Hydrogenation processes, such as hydrocracking, are commonly used for the conversion of heavy hydrocarbon oils to lighter products and for the coprocessing of heavy hydrocarbon oils and coal. When carbonaceous material, such as coal, is simultaneously hydrogenated with a heavy hydrocarbon oil, it undergoes liquifaction leaving behind particles consisting of carbonaceous material plus mineral material or ash which are inert to further hydrogenation. Thus, the mineral matter or ash (referred to hereinafter as "ash") becomes part of the heavy bottoms product or residue from the coprocessing.
The mineral matter or ash content of these residues can play a very important role in the economics of any processes for utilizing such residues. Because of the complex changes that the heavy hydrocarbon oils and mineral matter undergo, the reduction of ash particles from heavy hydrocarbon residues has proven to be a most difficult problem to solve.
In the past, a number of schemes have been tried for removing ash particles as part of coal liquefaction technology. Among techniques that have been attempted, there may be mentioned filtration, solvent extraction, anti-solvent deashing, and critical solvent deashing. In spite of extensive efforts to develop cost effective processes based on the above techniques, there still remains a need for a simple and inexpensive de-ashing process.

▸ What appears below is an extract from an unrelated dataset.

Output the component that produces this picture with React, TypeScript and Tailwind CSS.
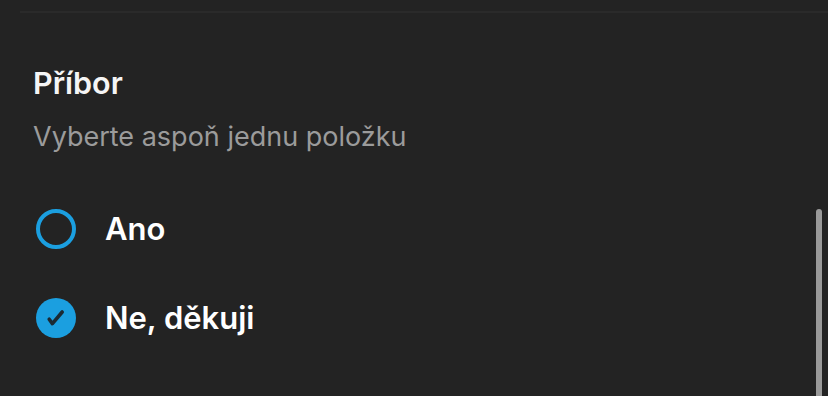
import React from "react";

export default function App() {
  return (
    <div
      className="relative w-[828px] h-[396px] overflow-hidden bg-[#232323] text-white"
      style={{ fontFamily: "Inter, 'Noto Sans', sans-serif" }}
    >
      <div className="pt-[11px] pl-[20px]">
        <div className="h-[2px] bg-[#2a2a2a]" />
      </div>
      <div className="pl-[33px] pt-[52px] flex flex-col">
        <div className="text-[30.5px] leading-[36px] font-semibold text-[#f5f5f5]">Příbor</div>
        <div className="mt-[19px] text-[27px] leading-[34px] text-[#9b9b9b]">Vyberte aspoň jednu položku</div>
        <div className="mt-[55px] flex flex-col gap-[49px] pl-[3px]">
          <div className="flex items-center gap-[29px]">
            <div className="w-[40px] h-[40px] rounded-full border-[4px] border-[#1b9fe0]" />
            <span className="text-[31px] leading-[40px] font-semibold">Ano</span>
          </div>
          <div className="flex items-center gap-[29px]">
            <div className="w-[40px] h-[40px] rounded-full bg-[#1b9fe0] flex items-center justify-center">
              <svg width="20" height="20" viewBox="0 0 20 20">
                <path d="M3.2 11.2 L6.4 15.6 L16.2 4" fill="none" stroke="#1b2a33" strokeWidth="3.6" strokeLinecap="round" strokeLinejoin="round" />
              </svg>
            </div>
            <span className="text-[31px] leading-[40px] font-semibold">Ne, děkuji</span>
          </div>
        </div>
      </div>
      <div className="absolute left-[816px] top-[209px] w-[6px] h-[200px] rounded-full bg-[#999999]" />
    </div>
  );
}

For instance, filtration of residues is most difficult to carry out because of the high viscosity of the mineral-containing hydrogenation residues. As a variation of this technique, filtration has been combined with centrifugation to accelerate the settling rate of the solids in the residues.
Solvent extraction of residues to separate ash is very simple in concept and works quite well on laboratory scale. However, in operations at commercial levels, the costs of solvents recovery become prohibitive.
In anti-solvent deashing, a so-called "antisolvent" is added to heavy hydrocarbon residues containing ash to dilute the residual oil and to promote the aggregation/coagulation of solids (mainly mineral matter) by the precipitation of preasphaltenes. Large agglomerates result and these settle at high rates. Subsequently, the residual oil is divided into two streams: an ash lean-stream and an ash-rich stream. Solids are removed by vacuum distillation of the ash-rich stream. It is also possible to use a centrifuge to further increase the particle settling rate.
In critical solvent deashing, an appropriate light hydrocarbon liquid and a super critical gas are used to solubilize ash-containing residual oil and to form low viscosity critical fluid. It has been known that a critical fluid solubilizes very large molecules. Ash particles settle rapidly by gravity in the critical fluid medium. Then, the critical fluid is divided into an ash-lean stream and an ash-rich stream. Ash is rejected from the ash-rich critical fluid stream by physical means, such as flashing, centrifugation or a combination of both. The clean residual oil is recovered by flashing the ash-lean critical fluid stream. The super critical gas and the light hydrocarbon liquid are recycled to the system. The phase behaviour of a multi-component critical fluid can be manipulated by adjusting temperature and pressure to cause phase separation within the critical fluid. When such process is applied to a decanter, a significant portion of the solids free critical fluid can be recovered without resorting to vaporization. This has been found to be a significant advantage over simple solvent extraction and it is known that the process works. However, the operation is sensitive to the nature of residues since the entire concept depends on the solubility of the residues to give a combination of super critical gas and light hydrocarbon. Moreover, the processing time is relatively long and the oil and solvent losses that leave with the rejected solids are high.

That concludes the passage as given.